1. Literature Review:
   • Gather relevant information on seismic design standards, building materials, and retrofit techniques applicable to masonry structures in Bangladesh.
   • Identify potential vulnerabilities and best practices for seismic retrofitting.
2. Site Investigation and Data Collection:
   • Conduct a thorough visual inspection of the building to identify existing damage or signs of distress.
   • Collect information on building history, construction materials, and occupancy.
   • Perform non-destructive testing to assess the material properties of walls, floors, and other structural elements.
   • Conduct in-situ tests, such as in-plane shear tests, to evaluate the condition of mortar joints.

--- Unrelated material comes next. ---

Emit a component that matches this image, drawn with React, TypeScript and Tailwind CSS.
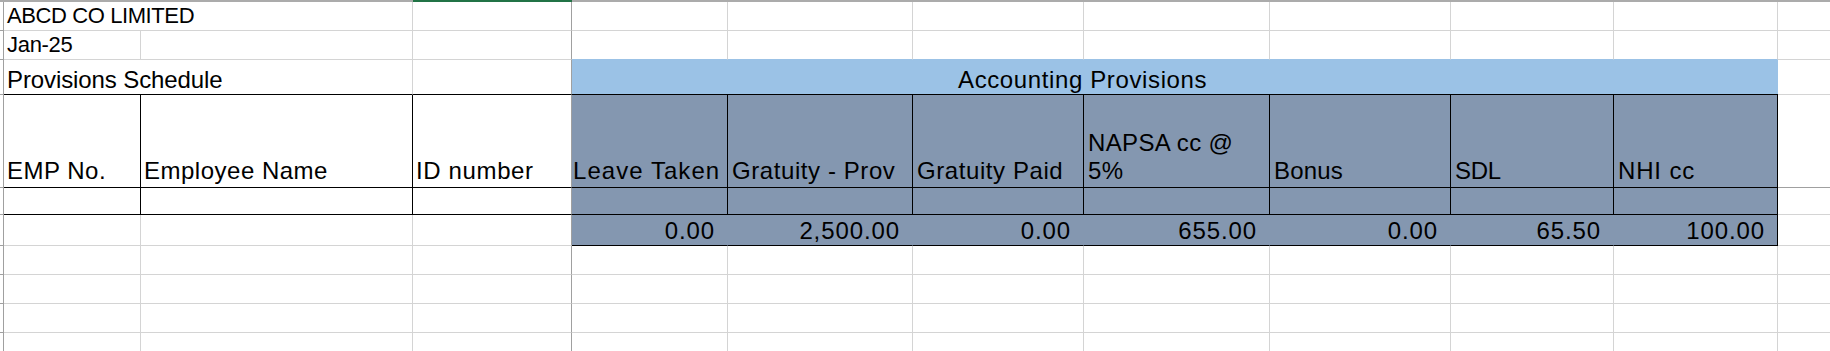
import React from "react";

const stub = "border-r border-b border-r-[#a0a0a0] border-b-[#a0a0a0] bg-white";
const grid = "border-r border-b border-r-[#d4d4d4] border-b-[#d4d4d4]";
const gridC = "border-r border-b border-r-[#a0a0a0] border-b-[#d4d4d4]";

function BlankRow() {
  return (
    <>
      <div className={stub} />
      <div className={grid} />
      <div className={grid} />
      <div className={gridC} />
      <div className={grid} />
      <div className={grid} />
      <div className={grid} />
      <div className={grid} />
      <div className={grid} />
      <div className={grid} />
      <div className={grid} />
      <div className={grid} />
    </>
  );
}

const hdr = "border-r border-b border-r-black border-b-black bg-[#8497b0] flex items-end";
const hText = "pb-[2.5px] text-[24px] leading-[28px] whitespace-nowrap";
const numCell = "border-r border-b border-r-[#8497b0] border-b-black bg-[#8497b0] flex items-end justify-end";
const nText = "pr-[12px] pb-[2.5px] text-[24px] leading-none tracking-[0.9px] whitespace-nowrap";

export default function App() {
  return (
    <div className="w-[1830px] h-[351px] overflow-hidden bg-white text-black font-['Liberation_Sans',Arial,sans-serif]">
      <div className="grid grid-cols-[4px_137px_272px_159px_156px_185px_171px_186px_181px_163px_164px_100px] grid-rows-[2px_29px_29px_35px_93px_27px_31px_29px_29px_29px_29px]">
        {/* column header bottom edge */}
        <div className="col-span-3 bg-[#ababab]" />
        <div className="bg-[#217346]" />
        <div className="col-span-8 bg-[#ababab]" />

        {/* Row 1 */}
        <div className={stub} />
        <div className={`col-span-2 ${grid} flex items-end`}>
          <span className="pl-[3px] pb-[3px] text-[22px] leading-none tracking-[-0.4px] whitespace-nowrap">ABCD CO LIMITED</span>
        </div>
        <div className={gridC} />
        <div className={grid} />
        <div className={grid} />
        <div className={grid} />
        <div className={grid} />
        <div className={grid} />
        <div className={grid} />
        <div className={grid} />
        <div className={grid} />

        {/* Row 2 */}
        <div className={stub} />
        <div className={`${grid} flex items-end`}>
          <span className="pl-[3px] pb-[3px] text-[22px] leading-none tracking-[-0.3px] whitespace-nowrap">Jan-25</span>
        </div>
        <div className={grid} />
        <div className={gridC} />
        <div className="border-r border-b border-r-[#d4d4d4] border-b-[#9bc2e6]" />
        <div className="border-r border-b border-r-[#d4d4d4] border-b-[#9bc2e6]" />
        <div className="border-r border-b border-r-[#d4d4d4] border-b-[#9bc2e6]" />
        <div className="border-r border-b border-r-[#d4d4d4] border-b-[#9bc2e6]" />
        <div className="border-r border-b border-r-[#d4d4d4] border-b-[#9bc2e6]" />
        <div className="border-r border-b border-r-[#d4d4d4] border-b-[#9bc2e6]" />
        <div className="border-r border-b border-r-[#d4d4d4] border-b-[#9bc2e6]" />
        <div className={grid} />

        {/* Row 3 */}
        <div className={stub} />
        <div className="col-span-2 border-r border-b border-r-[#d4d4d4] border-b-black flex items-end">
          <span className="pl-[3px] pb-[2.5px] text-[24px] leading-none tracking-[-0.1px] whitespace-nowrap">Provisions Schedule</span>
        </div>
        <div className="border-r border-b border-r-[#a0a0a0] border-b-black" />
        <div className="col-span-7 border-b border-b-black bg-[#9bc2e6] flex items-end">
          <span className="pl-[386px] pb-[2.5px] text-[24px] leading-none tracking-[0.62px] whitespace-nowrap">Accounting Provisions</span>
        </div>
        <div className={grid} />

        {/* Row 4 : headers */}
        <div className={stub} />
        <div className="border-r border-b border-r-black border-b-black flex items-end">
          <span className={`pl-[3px] tracking-[0.5px] ${hText}`}>EMP No.</span>
        </div>
        <div className="border-r border-b border-r-black border-b-black flex items-end">
          <span className={`pl-[3px] tracking-[0.5px] ${hText}`}>Employee Name</span>
        </div>
        <div className="border-r border-b border-r-[#a0a0a0] border-b-black flex items-end">
          <span className={`pl-[3px] tracking-[0.63px] ${hText}`}>ID number</span>
        </div>
        <div className={hdr}>
          <span className={`pl-[1px] tracking-[1.05px] ${hText}`}>Leave Taken</span>
        </div>
        <div className={hdr}>
          <span className={`pl-[4px] tracking-[0.58px] ${hText}`}>Gratuity - Prov</span>
        </div>
        <div className={hdr}>
          <span className={`pl-[4px] tracking-[0.58px] ${hText}`}>Gratuity Paid</span>
        </div>
        <div className={hdr}>
          <span className={`pl-[4px] tracking-[0.35px] ${hText}`}>
            NAPSA cc @
            <br />
            5%
          </span>
        </div>
        <div className={hdr}>
          <span className={`pl-[4px] tracking-[0.15px] ${hText}`}>Bonus</span>
        </div>
        <div className={hdr}>
          <span className={`pl-[4px] tracking-[-0.3px] ${hText}`}>SDL</span>
        </div>
        <div className={hdr}>
          <span className={`pl-[4px] tracking-[0.85px] ${hText}`}>NHI cc</span>
        </div>
        <div className="border-r border-b border-r-[#d4d4d4] border-b-[#a0a0a0]" />

        {/* Row 5 */}
        <div className={stub} />
        <div className="border-r border-b border-r-black border-b-black" />
        <div className="border-r border-b border-r-black border-b-black" />
        <div className="border-r border-b border-r-[#a0a0a0] border-b-black" />
        <div className={hdr} />
        <div className={hdr} />
        <div className={hdr} />
        <div className={hdr} />
        <div className={hdr} />
        <div className={hdr} />
        <div className={hdr} />
        <div className={grid} />

        {/* Row 6 : totals */}
        <div className={stub} />
        <div className={grid} />
        <div className={grid} />
        <div className={gridC} />
        <div className={numCell}><span className={nText}>0.00</span></div>
        <div className={numCell}><span className={nText}>2,500.00</span></div>
        <div className={numCell}><span className={nText}>0.00</span></div>
        <div className={numCell}><span className={nText}>655.00</span></div>
        <div className={numCell}><span className={nText}>0.00</span></div>
        <div className={numCell}><span className={nText}>65.50</span></div>
        <div className="border-r border-b border-r-black border-b-black bg-[#8497b0] flex items-end justify-end">
          <span className={nText}>100.00</span>
        </div>
        <div className={grid} />

        <BlankRow />
        <BlankRow />
        <BlankRow />
        <BlankRow />
      </div>
    </div>
  );
}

   • Collect samples of construction materials for laboratory testing.
3. Structural Analysis:
   • Develop a structural model of the building using appropriate software.
   • Determine the mechanical properties of masonry components based on laboratory testing and empirical formulas.
   • Analyze the building’s response to seismic loads using dynamic analysis techniques.
   • Assess the building’s vulnerability to collapse under different earthquake scenarios.
4. Retrofit Design:
   • Identify critical structural deficiencies and propose appropriate retrofit strategies.
   • Develop detailed design drawings and specifications for retrofit measures.
   • Consider cost-effectiveness, constructability, and long-term performance of proposed interventions.
5. Cost-Benefit Analysis:
   • Evaluate the economic benefits of retrofitting the building, including potential savings from reduced insurance premiums and avoided losses in case of an earthquake.
   • Compare the costs of different retrofit options and select the most cost-effective solution.
6. Implementation Plan:
   • Develop a detailed implementation plan, including scheduling, resource allocation, and quality control measures.
   • Coordinate with building owners, contractors, and regulatory authorities to ensure smooth execution of the retrofit project.
7. Monitoring and Evaluation:
   • Establish a monitoring system to track the progress of retrofit work and ensure compliance with design specifications.
   • Conduct post-retrofit inspections to verify the effectiveness of the interventions and address any issues that may arise.